Sonderbooks Book Review of

If America Were a Village

A Book About the People of the United States

written by David J. Smith

illustrated by Shelagh Armstrong


Home Stand-outs Blog Gallery Info
If America Were a Village

A Book About the People of the United States

written by David J. Smith
illustrated by Shelagh Armstrong
Review posted March 14, 2010.
Kids Can Press, 2009. 32 pages.
Starred Review

I think this is a very cool book. It makes statistics accessible and understandable to children -- and to adults.

The premise of the book is this: America now has more than 306 million people, and numbers that big are hard to understand. So we are going to imagine that all the people who live here are reduced down to a village of 100 people. The author proceeds to describe that village, and also what the village would have been like in earlier times of American history. Each person in the village represents more than 3 million Americans in the real world.

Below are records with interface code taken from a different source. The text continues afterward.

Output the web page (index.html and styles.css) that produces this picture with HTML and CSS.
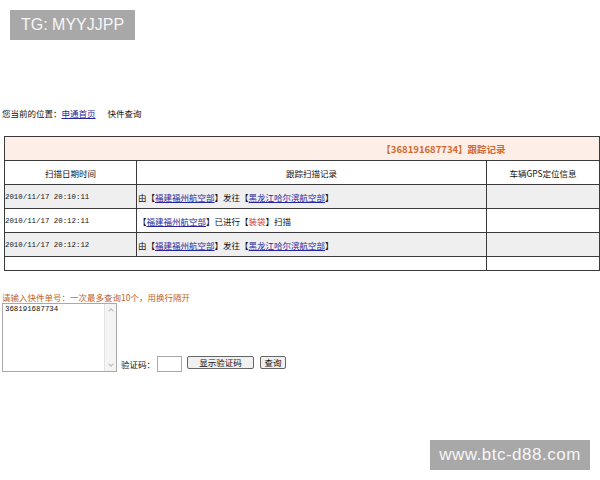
FILE: index.html
```html
<!DOCTYPE html>
<html lang="zh-CN">
<head>
  <meta charset="UTF-8" />
  <title>快件查询</title>
  <link rel="stylesheet" href="styles.css">
</head>
<body>
  <div class="mark markTop">TG: MYYJJPP</div>

  <div class="crumb">
    您当前的位置：<a href="#">申通首页</a><span class="here">快件查询</span>
  </div>

  <table class="track">
    <tr class="titleRow">
      <td colspan="3"><span class="titleText">【368191687734】跟踪记录</span></td>
    </tr>
    <tr class="headRow">
      <td class="colDate">扫描日期时间</td>
      <td class="colInfo">跟踪扫描记录</td>
      <td class="colGps">车辆GPS定位信息</td>
    </tr>
    <tr class="grey">
      <td class="date">2010/11/17 20:10:11</td>
      <td>由【<a href="#">福建福州航空部</a>】发往【<a href="#">黑龙江哈尔滨航空部</a>】</td>
      <td></td>
    </tr>
    <tr>
      <td class="date">2010/11/17 20:12:11</td>
      <td>【<a href="#">福建福州航空部</a>】已进行【<span class="red">装袋</span>】扫描</td>
      <td></td>
    </tr>
    <tr class="grey">
      <td class="date">2010/11/17 20:12:12</td>
      <td>由【<a href="#">福建福州航空部</a>】发往【<a href="#">黑龙江哈尔滨航空部</a>】</td>
      <td></td>
    </tr>
    <tr class="emptyRow">
      <td colspan="2"></td>
      <td></td>
    </tr>
  </table>

  <div class="queryTip">请输入快件单号：一次最多查询10个，用换行隔开</div>
  <div class="queryForm">
    <div class="numbers">
      <textarea id="billNo">368191687734</textarea>
      <div class="scroll"><span class="arrow up"></span><span class="arrow down"></span></div>
    </div>
    <span class="codeLabel">验证码：</span>
    <input type="text" class="codeInput" />
    <button class="btn btnShow">显示验证码</button>
    <button class="btn btnQuery">查询</button>
  </div>

  <div class="mark markBottom">www.btc-d88.com</div>
</body>
</html>
```

FILE: styles.css
```css
/* old-style tracking page, small type */
body {
  margin: 0;
  background: #fff; color: #111;
  font-family: "Noto Sans CJK SC", "Liberation Sans", sans-serif;
  font-size: 8.5px;
  min-height: 480px;
}
a {
  color: #26269a;
}

/* watermarks sit over the page */
.mark {
  position: absolute;
  background: #a8a8a8;
  color: #f6f6f6;
  font-family: "Liberation Sans", sans-serif;
  height: 30px; line-height: 30px;
  text-align: center;
}
.markTop {
  left: 10px; top: 10px;
  width: 125px;
  font-size: 16px;
}
.markBottom {
  left: 430px; top: 440px;
  width: 160px;
  font-size: 17px;
  letter-spacing: 0.5px;
}

.crumb {
  padding: 107px 0 0 2px;
  height: 12px; line-height: 12px;
}
.crumb .here {
  margin-left: 12px;
}

.track {
  margin: 17px 0 0 4px;
  width: 596px;
  border-collapse: collapse;
  line-height: 12px;
}
.track td {
  border: 1px solid #3a3a3a;
  padding: 0;
  height: 23px;
}
.titleRow td {
  background: #fdeee8;
  text-align: center;
}
.titleText {
  color: #d2692e;
  font-weight: bold;
  font-size: 9.5px;
}
.headRow td {
  text-align: center;
}
.colDate { width: 131px; }
.colGps { width: 112px; }
.grey td {
  background: #efefef;
}
.track td.date {
  font-family: "Liberation Mono", monospace;
  font-size: 7.4px;
}
.track td + td {
  padding-left: 1px;
}
.headRow td + td {
  padding-left: 0;
}
.track .titleRow td { padding-left: 283px; }
.track .emptyRow td {
  height: 13px;
}
.red {
  color: #c8302a;
}

.queryTip {
  margin: 20px 0 0 2px;
  color: #c0642a;
  height: 12px; line-height: 12px;
}
.queryForm {
  display: flex;
  align-items: flex-end;
  margin: 0 0 0 2px;
}
.numbers {
  display: flex;
  width: 113px; height: 67px;
  border: 1px solid #a9a9a9;
}
.numbers textarea {
  flex: 1;
  border: none; outline: none; resize: none;
  padding: 1px 2px; margin: 0;
  font-family: "Liberation Mono", monospace;
  font-size: 7.4px;
  color: #111;
  overflow: hidden;
}
.scroll {
  width: 11px;
  background: #f4f4f4;
  border-left: 1px solid #e2e2e2;
  display: flex; flex-direction: column; justify-content: space-between;
  align-items: center;
  padding: 3px 0;
}
.arrow {
  width: 3px; height: 3px;
  border-left: 1px solid #b8b8b8;
  border-top: 1px solid #b8b8b8;
}
.arrow.up { transform: rotate(45deg); margin-top: 2px; }
.arrow.down { transform: rotate(225deg); margin-bottom: 2px; }

.codeLabel {
  margin-left: 4px;
  line-height: 12px;
  margin-bottom: 2px;
}
.codeInput {
  width: 23px; height: 14px;
  margin: 0 0 0 2px; padding: 0;
  border: 1px solid #a9a9a9;
}
.btn {
  height: 13px;
  margin: 0 0 3px 5px; padding: 0;
  background: #f0f0f0;
  border: 1px solid #666;
  border-radius: 2px;
  font-family: "Noto Sans CJK SC", sans-serif;
  font-size: 8.5px; line-height: 11px;
  color: #111;
}
.btnShow { width: 67px; }
.btnQuery { width: 26px; margin-left: 6px; }
```
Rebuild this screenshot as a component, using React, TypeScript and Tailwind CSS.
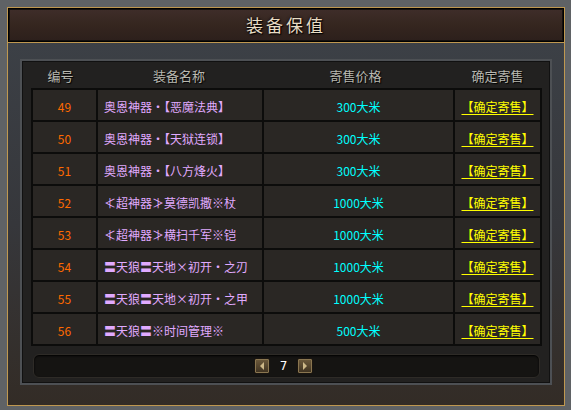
const rows = [
  { id: 49, name: "奥恩神器・【恶魔法典】", price: "300大米" },
  { id: 50, name: "奥恩神器・【天狱连锁】", price: "300大米" },
  { id: 51, name: "奥恩神器・【八方烽火】", price: "300大米" },
  { id: 52, name: "≮超神器≯莫德凯撒※杖", price: "1000大米" },
  { id: 53, name: "≮超神器≯横扫千军※铠", price: "1000大米" },
  { id: 54, name: "〓天狼〓天地×初开・之刃", price: "1000大米" },
  { id: 55, name: "〓天狼〓天地×初开・之甲", price: "1000大米" },
  { id: 56, name: "〓天狼〓※时间管理※", price: "500大米" },
];

const font = "font-['Noto_Sans_CJK_SC',sans-serif]";

function PageButton({ dir }: { dir: "left" | "right" }) {
  return (
    <button className="w-4 h-4 rounded-[2px] border border-[#1a1510] bg-gradient-to-b from-[#6e5b3c] to-[#3d3120] shadow-[inset_0_0_0_1px_#8a7650] flex items-center justify-center">
      <svg width="6" height="8" viewBox="0 0 6 8">
        {dir === "left" ? (
          <polygon points="5,0 5,8 1,4" fill="#cdb888" />
        ) : (
          <polygon points="1,0 1,8 5,4" fill="#cdb888" />
        )}
      </svg>
    </button>
  );
}

export default function App() {
  return (
    <div className={`w-[571px] h-[410px] bg-[#5f6265] pt-[7px] pl-[7px] pr-[6px] pb-[4px] ${font}`}>
      <div className="h-full flex flex-col border border-[#bf9850] bg-[#3a3d42]">
        {/* Title */}
        <div className="h-[35px] border-b border-[#bf9850] bg-black p-[1px]">
          <div className="h-full border border-[#14100e] bg-gradient-to-b from-[#3e2d29] via-[#35261f] to-[#2d201c] flex items-center justify-center">
            <span className="text-[17px] tracking-[3px] text-[#e8dcc4] [text-shadow:1px_1px_1px_#000,0_0_3px_#000]">
              装备保值
            </span>
          </div>
        </div>

        {/* Panel */}
        <div className="flex-1 bg-gradient-to-b from-[#3c4046] via-[#36373b] to-[#332c26] pt-[16px] pl-[12px] pr-[12px] pb-[20px]">
          <div className="h-full border-2 border-[#4d5054] bg-[#222120] shadow-[inset_0_0_0_1px_#111] flex flex-col pl-[9px] pr-[8px]">
            {/* Header */}
            <div className="h-[27px] pt-[3px] grid grid-cols-[65px_166px_191px_89px] items-center text-[13px] text-[#b8b8b0] [text-shadow:1px_1px_1px_#000]">
              <div className="text-center pr-[6px]">编号</div>
              <div className="text-center">装备名称</div>
              <div className="text-center pr-[4px]">寄售价格</div>
              <div className="text-center">确定寄售</div>
            </div>

            {/* Table */}
            <div className="grid grid-cols-[63px_164px_189px_85px] gap-[2px] p-[2px] bg-[#0c0c0b] text-[12px] leading-none">
              {rows.map((r) => (
                <div key={r.id} className="contents">
                  <div className="h-[30px] pt-[3px] bg-[#2a2724] flex items-center justify-center text-[#ff6a00]">
                    {r.id}
                  </div>
                  <div className="h-[30px] pt-[3px] bg-[#2a2724] flex items-center pl-[6px] text-[#e0aaff]">
                    {r.name}
                  </div>
                  <div className="h-[30px] pt-[3px] bg-[#2a2724] flex items-center justify-center text-[#00ffff]">
                    {r.price}
                  </div>
                  <div className="h-[30px] pt-[3px] bg-[#2a2724] flex items-center justify-center">
                    <span className="text-[#ffff00] underline underline-offset-[2px] cursor-pointer">
                      【确定寄售】
                    </span>
                  </div>
                </div>
              ))}
            </div>

            {/* Pager */}
            <div className="mt-[8px] mx-[2px] h-[24px] rounded-[6px] border border-[#2e2b27] bg-[#151412] shadow-[inset_0_1px_2px_#000] flex items-center justify-center gap-[10px] pr-[6px]">
              <PageButton dir="left" />
              <span className="text-[12px] text-white font-['DejaVu_Sans',sans-serif]">7</span>
              <PageButton dir="right" />
            </div>
          </div>
        </div>
      </div>
    </div>
  );
}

The author is presenting percentages, but by talking about actual people in a village, it's far simpler to visualize and comprehend.

The author discusses many different aspects of the village. What languages do we speak? Where do we come from? Where do we live? What are our families like? (Did you know there are almost twice as many households in our village without children as with?) What religions do we practice? What do we do? How old are we? How wealthy are we? What do we own? What do we use? How healthy are we?

For example:

If the America of today were a village of 100: 15 would be of German ancestry, 11 would be of Irish ancestry, 9 African, 9 English, 7 Mexican, 6 Italian, 3 Polish, 3 French, 3 Native American, 2 Scottish, 2 Dutch, 2 Norwegian, 1 Scotch-Irish and 1 Swedish. The rest have other backgrounds.

I don't know about you, but I would never have guessed that breakdown, and there were many other surprising facts in this book.

In many of the sections, the author compares the American village to the rest of the world, or to America's past.

It's funny how talking about America as a village makes a huge list of facts suddenly much more interesting, because now they are in a form you can visualize.

The authors have another book, which I also recommend, called If the World Were a Village. There are nice resources at the end, and ideas for using the book in the classroom.

I like the author's ending statement in the notes at the back:

It is my hope that this book will enrich and improve that sense of community -- not just who we are, where we live and what we do and believe, but also where others live and what they do and what they believe -- and that kids will then be inspired to find ways to make their country and their world a better place.